::: INFORMATION PROVIDED :::

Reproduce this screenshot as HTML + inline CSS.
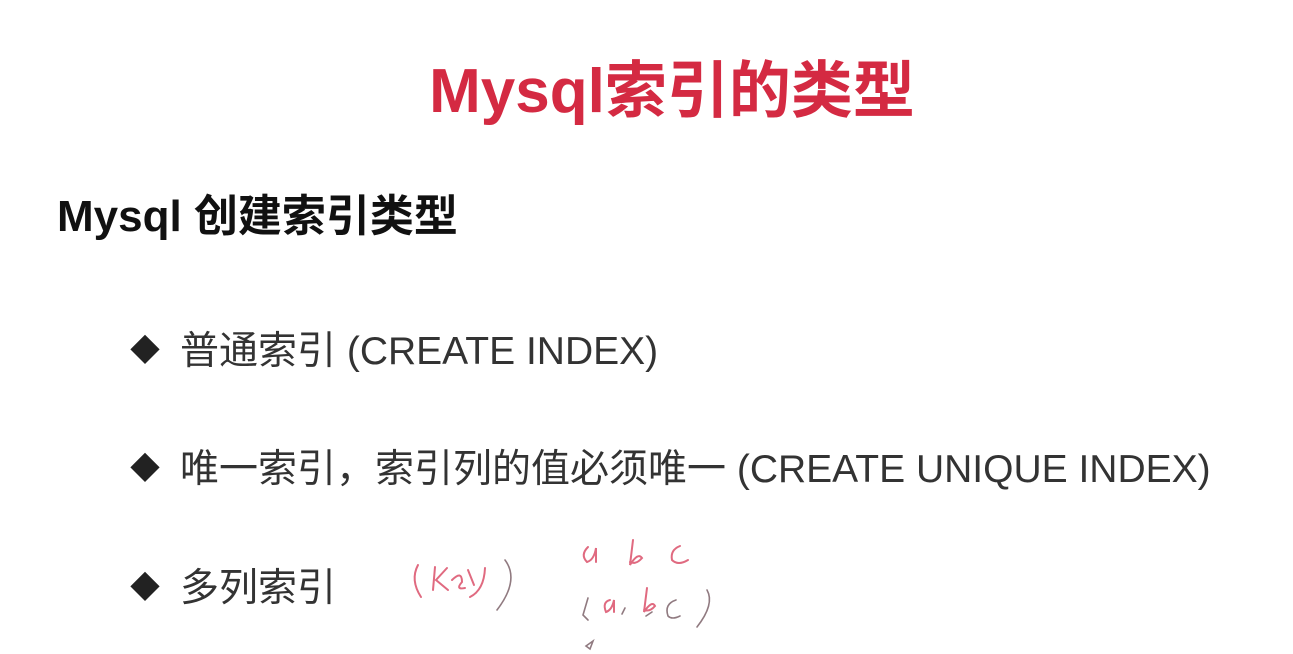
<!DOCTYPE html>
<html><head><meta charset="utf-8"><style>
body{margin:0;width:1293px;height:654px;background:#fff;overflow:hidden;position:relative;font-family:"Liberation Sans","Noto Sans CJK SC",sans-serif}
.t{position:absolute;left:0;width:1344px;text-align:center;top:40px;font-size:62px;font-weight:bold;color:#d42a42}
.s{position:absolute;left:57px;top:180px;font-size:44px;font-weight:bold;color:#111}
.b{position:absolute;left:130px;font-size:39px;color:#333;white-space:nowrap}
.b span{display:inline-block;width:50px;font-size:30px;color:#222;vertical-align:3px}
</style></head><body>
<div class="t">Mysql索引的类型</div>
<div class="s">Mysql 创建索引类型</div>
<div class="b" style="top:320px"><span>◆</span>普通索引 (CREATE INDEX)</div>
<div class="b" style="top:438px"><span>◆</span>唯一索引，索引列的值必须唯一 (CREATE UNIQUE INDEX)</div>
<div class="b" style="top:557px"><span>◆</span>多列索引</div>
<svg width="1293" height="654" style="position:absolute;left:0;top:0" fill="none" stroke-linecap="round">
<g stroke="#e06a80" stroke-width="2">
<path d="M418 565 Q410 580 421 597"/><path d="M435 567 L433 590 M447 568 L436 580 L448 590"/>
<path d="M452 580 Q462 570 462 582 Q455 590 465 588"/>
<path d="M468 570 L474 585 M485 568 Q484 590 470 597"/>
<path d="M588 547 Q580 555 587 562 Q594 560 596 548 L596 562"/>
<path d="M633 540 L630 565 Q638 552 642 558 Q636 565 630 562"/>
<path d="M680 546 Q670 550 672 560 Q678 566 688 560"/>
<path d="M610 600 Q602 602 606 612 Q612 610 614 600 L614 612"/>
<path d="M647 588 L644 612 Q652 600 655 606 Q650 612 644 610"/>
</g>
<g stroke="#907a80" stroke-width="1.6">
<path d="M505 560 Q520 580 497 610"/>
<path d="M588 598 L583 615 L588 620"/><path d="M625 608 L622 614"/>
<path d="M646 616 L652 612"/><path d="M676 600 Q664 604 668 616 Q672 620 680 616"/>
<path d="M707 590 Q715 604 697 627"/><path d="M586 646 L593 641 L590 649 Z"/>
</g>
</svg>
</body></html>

:::
::: INFORMATION PROVIDED :::

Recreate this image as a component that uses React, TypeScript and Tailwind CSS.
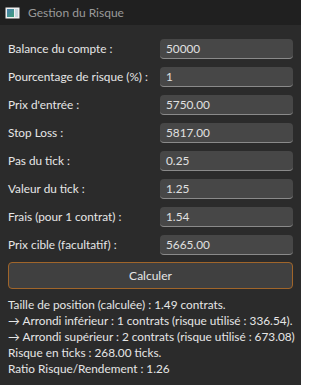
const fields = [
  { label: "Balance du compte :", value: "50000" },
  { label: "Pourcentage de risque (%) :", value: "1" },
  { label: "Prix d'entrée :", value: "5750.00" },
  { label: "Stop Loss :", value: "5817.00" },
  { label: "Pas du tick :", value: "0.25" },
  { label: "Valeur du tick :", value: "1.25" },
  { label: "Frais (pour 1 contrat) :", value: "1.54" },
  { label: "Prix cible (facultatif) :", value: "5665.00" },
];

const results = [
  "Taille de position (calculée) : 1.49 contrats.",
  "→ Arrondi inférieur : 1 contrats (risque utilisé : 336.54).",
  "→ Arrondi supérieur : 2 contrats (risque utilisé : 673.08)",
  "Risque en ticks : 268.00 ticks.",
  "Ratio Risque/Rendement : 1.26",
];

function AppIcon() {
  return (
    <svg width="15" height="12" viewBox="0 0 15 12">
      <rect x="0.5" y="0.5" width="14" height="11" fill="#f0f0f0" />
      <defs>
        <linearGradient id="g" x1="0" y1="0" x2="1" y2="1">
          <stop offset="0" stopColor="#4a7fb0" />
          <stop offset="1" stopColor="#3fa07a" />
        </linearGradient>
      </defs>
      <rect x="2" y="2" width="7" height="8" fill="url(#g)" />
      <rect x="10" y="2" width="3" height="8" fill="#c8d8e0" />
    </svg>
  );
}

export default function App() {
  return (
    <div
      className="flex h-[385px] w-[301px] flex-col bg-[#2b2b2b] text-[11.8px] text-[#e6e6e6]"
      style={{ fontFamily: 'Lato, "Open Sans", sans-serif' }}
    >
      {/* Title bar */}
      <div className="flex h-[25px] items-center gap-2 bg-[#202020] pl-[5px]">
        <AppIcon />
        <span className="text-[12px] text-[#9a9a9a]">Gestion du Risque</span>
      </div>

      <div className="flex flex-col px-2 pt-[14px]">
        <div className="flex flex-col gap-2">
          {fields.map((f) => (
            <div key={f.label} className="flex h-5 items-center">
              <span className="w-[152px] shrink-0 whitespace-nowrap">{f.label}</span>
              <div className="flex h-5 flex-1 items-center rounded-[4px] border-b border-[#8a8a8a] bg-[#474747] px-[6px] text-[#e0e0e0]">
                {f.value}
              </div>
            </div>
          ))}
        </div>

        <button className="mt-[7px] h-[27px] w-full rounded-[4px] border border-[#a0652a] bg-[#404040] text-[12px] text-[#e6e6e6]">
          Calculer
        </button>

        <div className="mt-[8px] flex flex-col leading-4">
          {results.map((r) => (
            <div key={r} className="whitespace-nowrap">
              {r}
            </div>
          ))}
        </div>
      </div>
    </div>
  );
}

:::

→ **REQUIRED WORK**: List each line of the records that holds the string "this".

→ **EXERCISE ANSWER**:
Reproduce this screenshot as HTML + inline CSS.
Recreate this image as a component that uses React, TypeScript and Tailwind CSS.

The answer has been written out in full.